How to Quickly Calculate Your Day Porter ROI
Use this simple framework before your next budget conversation:
Time saved: Hours per week freed from maintenance interruptions × your hourly rate
Liability reduction: Estimated risk value of the documented preventive maintenance program
Asset extension: CapEx savings from extended flooring, fixture, and surface lifespan
Tenant retention: Value of one prevented lease non-renewal per year
Vendor consolidation: Hours per month saved from managing fewer vendor relationships
Most NYC office managers who run this calculation find the math resolves clearly — and quickly.
Conclusion: "Stop Managing Maintenance. Start Managing Your Building."
Stop managing maintenance. Start managing your building. The 10 benefits above aren't abstract — they're measurable, real, and compounding. In one of the world's most demanding real estate markets, professional day porter services are one of the smartest operational investments a NYC office building can make.
The question isn't whether your building can afford a day porter. Given the cumulative cost of liability exposure, lost productivity, asset deterioration, and tenant dissatisfaction, the real question is: can you afford not to have one?
Take the next step today — schedule a free building walkthrough with a certified NYC day porter service provider, share this article with a fellow office manager who needs it, and start reclaiming the time and budget that reactive maintenance has been quietly stealing from you.
Frequently Asked Questions (FAQ)
Q: How much do day porter services cost in NYC?
Most NYC day porter services are priced on a flat monthly retainer. For standard office buildings between 10,000 and 25,000 sq ft, expect a typical range of $3,500–$8,000 per month for full-time weekday coverage. Pricing varies based on building size, scope of services, hours of coverage, and whether supplies are included. Always request itemized proposals from at least three providers before committing.
Q: What's the difference between a day porter and a janitorial service?
Janitorial services typically work overnight, performing deep cleaning after hours. A day porter works during business hours, maintaining cleanliness and safety in real time — responding to spills, monitoring restrooms, coordinating deliveries, and flagging maintenance issues as they occur. For large, active NYC office buildings, both services are ideally complementary.
Q: How many hours a day does a day porter typically work?
Most day porter contracts cover a standard 8-hour shift, commonly 7 AM–3 PM or 8 AM–4 PM. Some buildings use split-shift coverage or half-day arrangements, though full-time coverage is strongly recommended for buildings over 10,000 sq ft with consistent daytime foot traffic.
Q: Can a day porter service replace my building super?
No, and they shouldn't be positioned as a replacement.
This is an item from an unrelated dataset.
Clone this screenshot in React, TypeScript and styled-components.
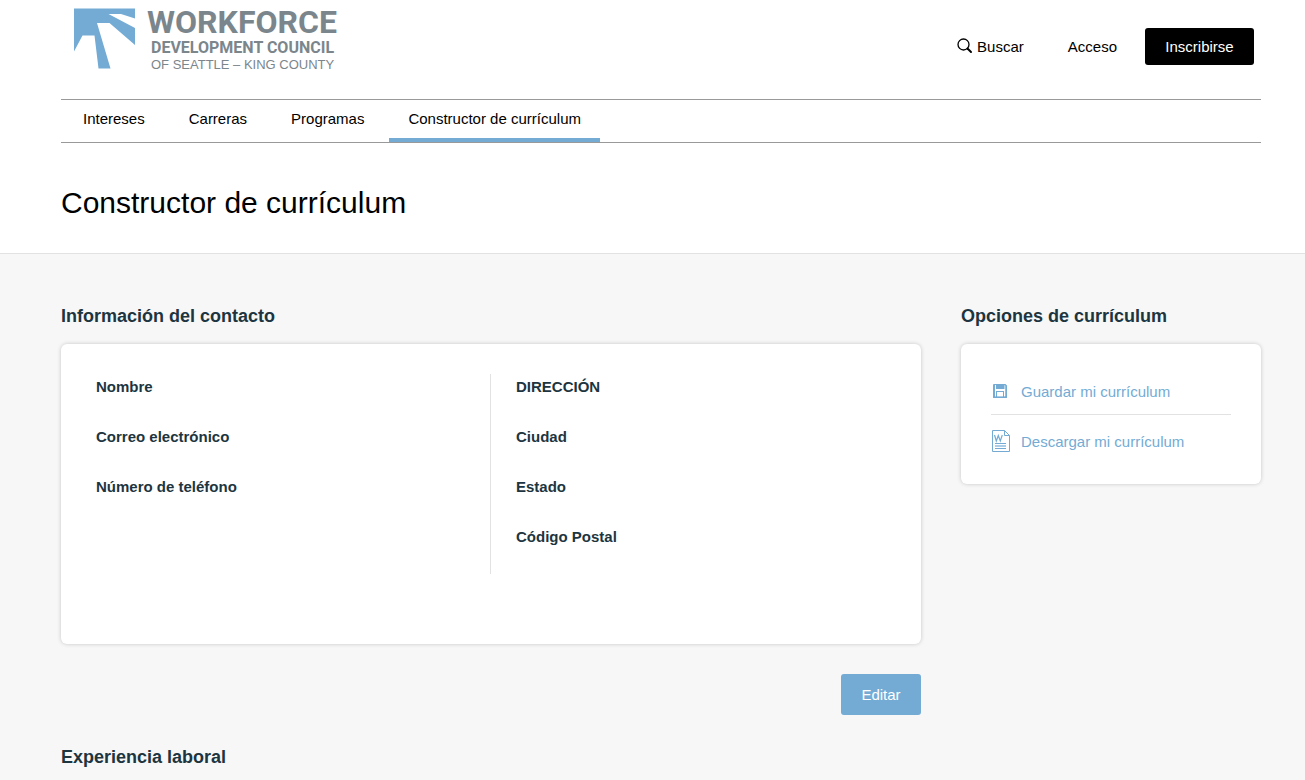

A building super handles repairs, tenant relations, and building systems oversight. A day porter handles real-time cleanliness, safety monitoring, and light maintenance flagging. The two roles complement each other effectively in a well-run building.
Q: Are day porter services worth it for smaller NYC offices?
For buildings under 5,000 sq ft with low foot traffic, a full-time porter may not be necessary. However, for any building between 7,500 and 10,000 sq ft with significant daily activity, part-time day porter coverage is often worth exploring. The liability protection alone frequently justifies the cost.
Q: What should be included in a day porter service contract?
Your contract should clearly define: shift hours and days of coverage, specific task scope and frequency, substitution policy for absences, supply provision responsibilities, performance benchmarks and review periods, insurance documentation requirements, and termination notice terms. Never proceed without a written, signed agreement.
Q: How quickly can a day porter service start in NYC?
Most reputable NYC providers can onboard a new client within 5–10 business days, including staff vetting, site walkthrough, and scope-of-work finalization. Some larger providers offer expedited starts within 48–72 hours for urgent situations. Ask about onboarding timelines during your initial consultation.
Q: How do I measure the ROI of a day porter service for my specific building? Start with four variables: hours saved per week × your hourly rate, estimated annual liability risk reduction, projected asset lifespan extension savings, and the value of one prevented tenant non-renewal. Most office managers find that even a conservative estimate across these four categories places the ROI well above the monthly service cost within the first quarter.